TASK DIRECTIONS ▸ Find each line that has the string "screenshot" and give the total, with nothing else.
--- INPUT ---
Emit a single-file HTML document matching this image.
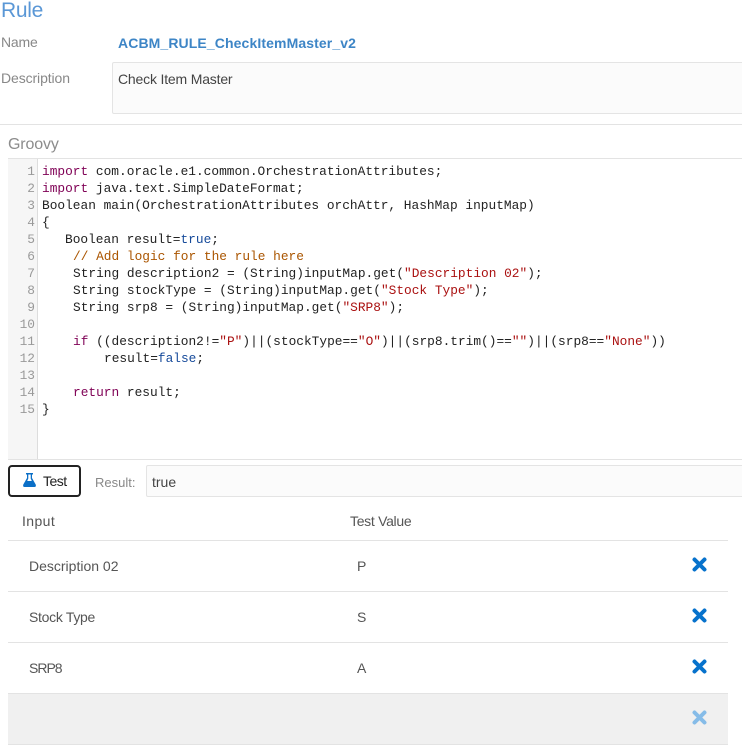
<!DOCTYPE html>
<html><head><meta charset="utf-8"><style>
html,body{margin:0;padding:0;background:#fff}
body{width:742px;height:750px;position:relative;overflow:hidden;font-family:"Liberation Sans",sans-serif;font-size:14px;color:#333}
.a{position:absolute;white-space:pre;line-height:20px}
.l{position:absolute;left:0;height:1px;background:#e3e3e3}
.c{position:absolute;left:42px;white-space:pre;font-family:"Liberation Mono",monospace;font-size:12.83px;line-height:17px;color:#222}
.n{position:absolute;left:8px;width:27px;text-align:right;font-family:"Liberation Mono",monospace;font-size:12.83px;line-height:17px;color:#999}
.k{color:#7f0055}.b{color:#164a9a}.s{color:#a11}.m{color:#a50}
svg{position:absolute}
</style></head><body>
<div class="a" style="left:1px;top:-2px;font-size:21px;letter-spacing:-.3px;line-height:26px;color:#5a97d6">Rule</div>
<div class="a" style="left:1px;top:32px;letter-spacing:-.2px;color:#888">Name</div>
<div class="a" style="left:118px;top:33px;font-weight:bold;letter-spacing:.11px;color:#3d85c6">ACBM_RULE_CheckItemMaster_v2</div>
<div class="a" style="left:1px;top:68px;letter-spacing:-.1px;color:#888">Description</div>
<div style="position:absolute;left:112px;top:62px;width:640px;height:52px;box-sizing:border-box;border:1px solid #e4e4e4;border-radius:2px;background:#fbfbfb"></div>
<div class="a" style="left:118px;top:69px;letter-spacing:-.18px;color:#444">Check Item Master</div>
<div class="l" style="top:124px;width:742px"></div>
<div class="a" style="left:8px;top:135px;font-size:16px;letter-spacing:-.15px;color:#8c8c8c">Groovy</div>
<div class="l" style="left:8px;top:158px;width:734px"></div>
<div style="position:absolute;left:8px;top:159px;width:29px;height:300px;background:#f6f6f6;border-right:1px solid #ddd"></div>
<div class="l" style="left:8px;top:459px;width:734px"></div>
<div class="n" style="top:163px">1</div><div class="n" style="top:180px">2</div><div class="n" style="top:197px">3</div><div class="n" style="top:214px">4</div><div class="n" style="top:231px">5</div><div class="n" style="top:248px">6</div><div class="n" style="top:265px">7</div><div class="n" style="top:282px">8</div><div class="n" style="top:299px">9</div><div class="n" style="top:316px">10</div><div class="n" style="top:333px">11</div><div class="n" style="top:350px">12</div><div class="n" style="top:367px">13</div><div class="n" style="top:384px">14</div><div class="n" style="top:401px">15</div>
<div class="c" style="top:163px"><span class="k">import</span> com.oracle.e1.common.OrchestrationAttributes;</div>
<div class="c" style="top:180px"><span class="k">import</span> java.text.SimpleDateFormat;</div>
<div class="c" style="top:197px">Boolean main(OrchestrationAttributes orchAttr, HashMap inputMap)</div>
<div class="c" style="top:214px">{</div>
<div class="c" style="top:231px;left:65px">Boolean result=<span class="b">true</span>;</div>
<div class="c" style="top:248px;left:73px"><span class="m">// Add logic for the rule here</span></div>
<div class="c" style="top:265px;left:73px">String description2 = (String)inputMap.get(<span class="s">"Description 02"</span>);</div>
<div class="c" style="top:282px;left:73px">String stockType = (String)inputMap.get(<span class="s">"Stock Type"</span>);</div>
<div class="c" style="top:299px;left:73px">String srp8 = (String)inputMap.get(<span class="s">"SRP8"</span>);</div>
<div class="c" style="top:333px;left:73px"><span class="k">if</span> ((description2!=<span class="s">"P"</span>)||(stockType==<span class="s">"O"</span>)||(srp8.trim()==<span class="s">""</span>)||(srp8==<span class="s">"None"</span>))</div>
<div class="c" style="top:350px;left:104px">result=<span class="b">false</span>;</div>
<div class="c" style="top:384px;left:73px"><span class="k">return</span> result;</div>
<div class="c" style="top:401px">}</div>
<div style="position:absolute;left:8px;top:465px;width:73px;height:32px;box-sizing:border-box;border:2px solid #222;border-radius:4px;background:#fff"></div>
<svg style="left:23px;top:473px" width="13" height="14" viewBox="0 0 13 14"><path d="M3 0h7v1.500H9V5l3.700 6.500q.7 2.300-1.200 2.500h-10Q-.4 13.800.3 11.500L4 5V1.500H3zM5.300 1.500V5.500L4.200 8h4.600L7.700 5.500v-4z" fill="#0b6fc7" fill-rule="evenodd"/></svg>
<div class="a" style="left:43px;top:471px;letter-spacing:-.5px;color:#222">Test</div>
<div class="a" style="left:95px;top:473px;font-size:13px;color:#888">Result:</div>
<div style="position:absolute;left:146px;top:465px;width:600px;height:32px;box-sizing:border-box;border:1px solid #e4e4e4;border-radius:2px;background:#fbfbfb"></div>
<div class="a" style="left:152px;top:472px;color:#444">true</div>
<div class="a" style="left:22px;top:511px;letter-spacing:.4px;color:#555">Input</div>
<div class="a" style="left:350px;top:511px;letter-spacing:-.3px;color:#555">Test Value</div>
<div style="position:absolute;left:8px;top:694px;width:720px;height:50px;background:#f0f0f0"></div>
<div class="l" style="left:8px;top:540px;width:720px"></div>
<div class="l" style="left:8px;top:591px;width:720px"></div>
<div class="l" style="left:8px;top:642px;width:720px"></div>
<div class="l" style="left:8px;top:693px;width:720px"></div>
<div class="l" style="left:8px;top:744px;width:720px"></div>
<div class="a" style="left:29px;top:556px;color:#555">Description 02</div>
<div class="a" style="left:357px;top:556px;color:#555">P</div>
<div class="a" style="left:29px;top:607px;letter-spacing:-.3px;color:#555">Stock Type</div>
<div class="a" style="left:357px;top:607px;letter-spacing:0;color:#555">S</div>
<div class="a" style="left:29px;top:658px;letter-spacing:-1px;color:#555">SRP8</div>
<div class="a" style="left:357px;top:658px;color:#555">A</div>
<svg style="left:691.500px;top:556.500px" width="15" height="15" viewBox="0 0 15 15"><path d="M2.500 2.500l10 10M12.500 2.500l-10 10" stroke="#0772cc" stroke-width="4" stroke-linecap="round"/></svg>
<svg style="left:691.500px;top:607.500px" width="15" height="15" viewBox="0 0 15 15"><path d="M2.500 2.500l10 10M12.500 2.500l-10 10" stroke="#0772cc" stroke-width="4" stroke-linecap="round"/></svg>
<svg style="left:691.500px;top:658.500px" width="15" height="15" viewBox="0 0 15 15"><path d="M2.500 2.500l10 10M12.500 2.500l-10 10" stroke="#0772cc" stroke-width="4" stroke-linecap="round"/></svg>
<svg style="left:691.500px;top:709.500px" width="15" height="15" viewBox="0 0 15 15"><path d="M2.500 2.500l10 10M12.500 2.500l-10 10" stroke="#86bce8" stroke-width="4" stroke-linecap="round"/></svg>
</body></html>
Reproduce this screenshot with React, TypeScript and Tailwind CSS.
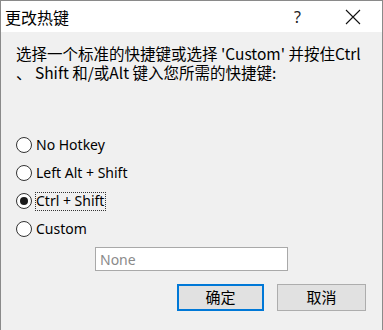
import React from "react";

const cjk = { fontFamily: '"Noto Sans CJK SC", "Noto Sans", sans-serif' };
const latin = { fontFamily: '"Noto Sans", "Noto Sans CJK SC", sans-serif' };

function Radio({ label, checked, focused }: { label: string; checked?: boolean; focused?: boolean }) {
  return (
    <div className="flex h-[28px] items-center pl-[15px]">
      <div className="flex h-[16px] w-[16px] items-center justify-center rounded-full border border-[#333333] bg-white">
        {checked && <div className="h-[8px] w-[8px] rounded-full bg-[#1a1a1a]" />}
      </div>
      <div
        className={
          "ml-[3px] flex h-[19px] items-center border pr-[1px] text-[14px] leading-none text-[#000] " +
          (focused ? "border-dotted border-[#333333]" : "border-transparent")
        }
        style={latin}
      >
        {label}
      </div>
    </div>
  );
}

export default function App() {
  return (
    <div className="flex h-[330px] w-[383px] flex-col overflow-hidden border-x border-t border-[#8a8a8a] bg-[#f0f0f0]">
      <div className="flex h-[31px] shrink-0 items-center bg-white pl-[4px]">
        <div className="text-[16px] leading-none text-black" style={cjk}>
          更改热键
        </div>
        <div className="ml-auto mr-[44px] text-[16px] leading-none text-[#222]" style={latin}>
          ?
        </div>
        <svg width="16" height="16" viewBox="0 0 16 16" className="mr-[21px]">
          <path d="M1 1 L15 15 M15 1 L1 15" stroke="#111" strokeWidth="1.1" fill="none" />
        </svg>
      </div>
      <div className="flex flex-1 flex-col">
        <div className="flex flex-col gap-[2px] pl-[15px] pt-[13px] text-[15.5px] leading-[17px] text-black" style={cjk}>
          <div className="whitespace-nowrap">选择一个标准的快捷键或选择 'Custom' 并按住Ctrl</div>
          <div className="whitespace-nowrap">、 Shift 和/或Alt 键入您所需的快捷键:</div>
        </div>
        <div className="mt-[50px] flex flex-col">
          <Radio label="No Hotkey" />
          <Radio label="Left Alt + Shift" />
          <Radio label="Ctrl + Shift" checked focused />
          <Radio label="Custom" />
        </div>
        <div className="ml-[94px] mt-[4px] flex h-[24px] w-[193px] items-center border border-[#a9a9a9] bg-white pl-[4px] text-[14px] text-[#8a8a8a]" style={latin}>
          None
        </div>
        <div className="mr-[16px] mt-[13px] flex justify-end gap-[13px]">
          <div className="flex h-[27px] w-[87px] items-center justify-center border-2 border-[#0078d7] bg-[#e1e1e1] text-[15px] text-black" style={cjk}>
            确定
          </div>
          <div className="flex h-[27px] w-[89px] items-center justify-center border border-[#adadad] bg-[#e1e1e1] text-[15px] text-black" style={cjk}>
            取消
          </div>
        </div>
      </div>
    </div>
  );
}
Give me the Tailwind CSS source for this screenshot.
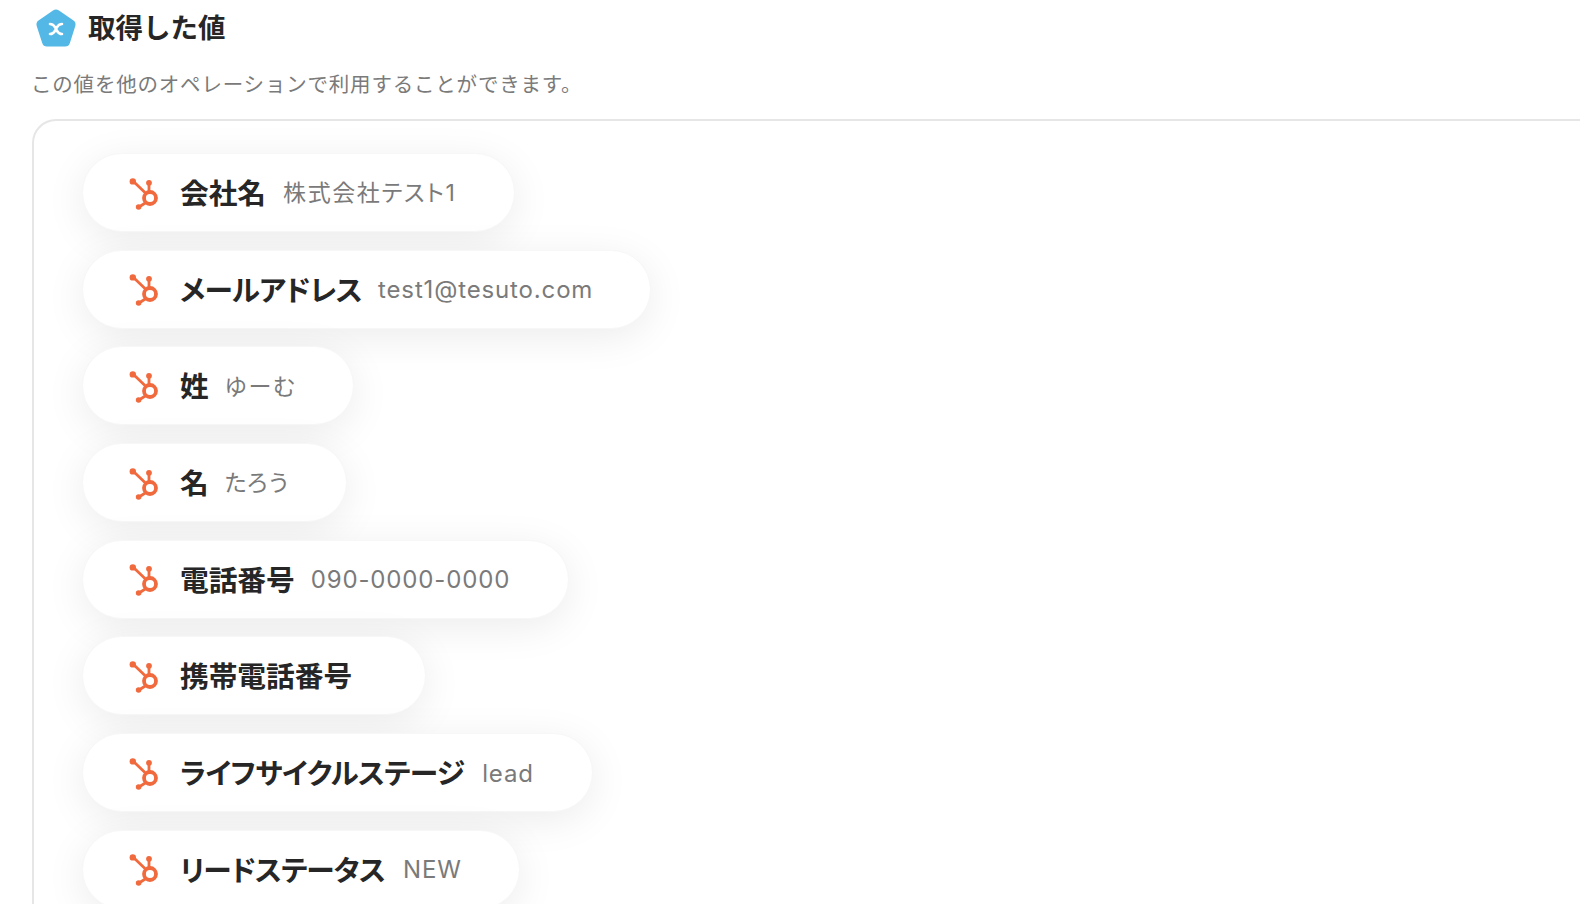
<!DOCTYPE html>
<html lang="ja">
<head>
  <meta charset="UTF-8">
  <title>取得した値</title>
  <script src="https://cdn.jsdelivr.net/npm/@tailwindcss/browser@4"></script>
</head>
<body class="bg-white text-[#262626] font-['Inter','Noto_Sans_CJK_JP',sans-serif] h-[904px] overflow-hidden">
  <svg class="hidden">
    <symbol id="hubspot" viewBox="0 0 32 32">
      <g fill="none" stroke="#f16a3e" stroke-linecap="round">
        <circle cx="21" cy="20" r="6" stroke-width="3.800"/>
        <path d="M4.500 3.500 17 15.500M20 14V6M17 24.500 10 29" stroke-width="2.800"/>
      </g>
      <g fill="#f16a3e">
        <circle cx="3.800" cy="3.400" r="3.200"/>
        <circle cx="20" cy="4.800" r="2.900"/>
        <circle cx="9.600" cy="29" r="2.800"/>
      </g>
    </symbol>
  </svg>
  <main class="pl-8">
    <h2 class="flex items-center gap-[11px] pl-[3px] h-[56px] pb-[1px] text-[27.500px] font-bold leading-none">
      <svg class="w-[42px] h-[40px]" viewBox="0 0 42 40">
        <path d="M18 2.600a5 5 0 0 1 6 0l14.500 10a5 5 0 0 1 1.800 5.400l-5.400 17a5 5 0 0 1-4.800 3.600H12a5 5 0 0 1-4.800-3.600L1.700 18a5 5 0 0 1 1.800-5.400Z" fill="#53b8e6"/>
        <path d="M15 16c4 0 4.500 2.500 6 5s2 5 6 5M27 16c-4 0-4.500 2.500-6 5s-2 5-6 5" fill="none" stroke="#fff" stroke-width="2.600" stroke-linecap="round"/>
      </svg>
      <span class="pt-[2px]">取得した値</span>
    </h2>
    <p class="mt-[15px] -ml-[1px] text-[20.500px] leading-[28px] tracking-[0.8px] text-[#7a7a7a]">この値を他のオペレーションで利用することができます。</p>
    <section class="mt-[20px] h-[900px] border-2 border-r-0 border-[#e6e6e6] rounded-l-[24px] pl-[48px] pt-[32px] flex flex-col items-start gap-[17.700px] [font-feature-settings:'palt']">
      <div class="h-[79px] pt-[2px] pl-[46px] flex items-center rounded-full bg-white border border-[#f7f7f7] shadow-[0_8px_40px_rgba(0,0,0,0.08)] w-[433px]">
        <svg class="w-[32px] h-[32px] shrink-0"><use href="#hubspot"/></svg>
        <span class="ml-[19px] text-[28.700px] font-bold">会社名</span>
        <span class="ml-[17px] text-[23px] tracking-[1.600px] text-[#7a7a7a]">株式会社テスト1</span>
      </div>
      <div class="h-[79px] pt-[2px] pl-[46px] flex items-center rounded-full bg-white border border-[#f7f7f7] shadow-[0_8px_40px_rgba(0,0,0,0.08)] w-[569px]">
        <svg class="w-[32px] h-[32px] shrink-0"><use href="#hubspot"/></svg>
        <span class="ml-[19px] text-[28.700px] font-bold tracking-[-0.700px]">メールアドレス</span>
        <span class="ml-[16px] text-[24px] tracking-[0.850px] text-[#7a7a7a]">test1@tesuto.com</span>
      </div>
      <div class="h-[79px] pt-[2px] pl-[46px] flex items-center rounded-full bg-white border border-[#f7f7f7] shadow-[0_8px_40px_rgba(0,0,0,0.08)] w-[272px]">
        <svg class="w-[32px] h-[32px] shrink-0"><use href="#hubspot"/></svg>
        <span class="ml-[19px] text-[28.700px] font-bold">姓</span>
        <span class="ml-[16px] text-[23px] tracking-[1.700px] text-[#7a7a7a]">ゆーむ</span>
      </div>
      <div class="h-[79px] pt-[2px] pl-[46px] flex items-center rounded-full bg-white border border-[#f7f7f7] shadow-[0_8px_40px_rgba(0,0,0,0.08)] w-[265px]">
        <svg class="w-[32px] h-[32px] shrink-0"><use href="#hubspot"/></svg>
        <span class="ml-[19px] text-[28.700px] font-bold">名</span>
        <span class="ml-[16px] text-[23px] tracking-[1.700px] text-[#7a7a7a]">たろう</span>
      </div>
      <div class="h-[79px] pt-[2px] pl-[46px] flex items-center rounded-full bg-white border border-[#f7f7f7] shadow-[0_8px_40px_rgba(0,0,0,0.08)] w-[487px]">
        <svg class="w-[32px] h-[32px] shrink-0"><use href="#hubspot"/></svg>
        <span class="ml-[19px] text-[28.700px] font-bold">電話番号</span>
        <span class="ml-[16px] text-[24px] tracking-[0.850px] text-[#7a7a7a]">090-0000-0000</span>
      </div>
      <div class="h-[79px] pt-[2px] pl-[46px] flex items-center rounded-full bg-white border border-[#f7f7f7] shadow-[0_8px_40px_rgba(0,0,0,0.08)] w-[344px]">
        <svg class="w-[32px] h-[32px] shrink-0"><use href="#hubspot"/></svg>
        <span class="ml-[19px] text-[28.700px] font-bold">携帯電話番号</span>
      </div>
      <div class="h-[79px] pt-[2px] pl-[46px] flex items-center rounded-full bg-white border border-[#f7f7f7] shadow-[0_8px_40px_rgba(0,0,0,0.08)] w-[511px]">
        <svg class="w-[32px] h-[32px] shrink-0"><use href="#hubspot"/></svg>
        <span class="ml-[19px] text-[28.700px] font-bold tracking-[-0.640px]">ライフサイクルステージ</span>
        <span class="ml-[18px] text-[24px] tracking-[0.850px] text-[#7a7a7a]">lead</span>
      </div>
      <div class="h-[79px] pt-[2px] pl-[46px] flex items-center rounded-full bg-white border border-[#f7f7f7] shadow-[0_8px_40px_rgba(0,0,0,0.08)] w-[438px]">
        <svg class="w-[32px] h-[32px] shrink-0"><use href="#hubspot"/></svg>
        <span class="ml-[19px] text-[28.700px] font-bold tracking-[-0.880px]">リードステータス</span>
        <span class="ml-[18px] text-[24px] tracking-[0.850px] text-[#7a7a7a]">NEW</span>
      </div>
    </section>
  </main>
</body>
</html>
---
COMPLETED TASK ▸ 2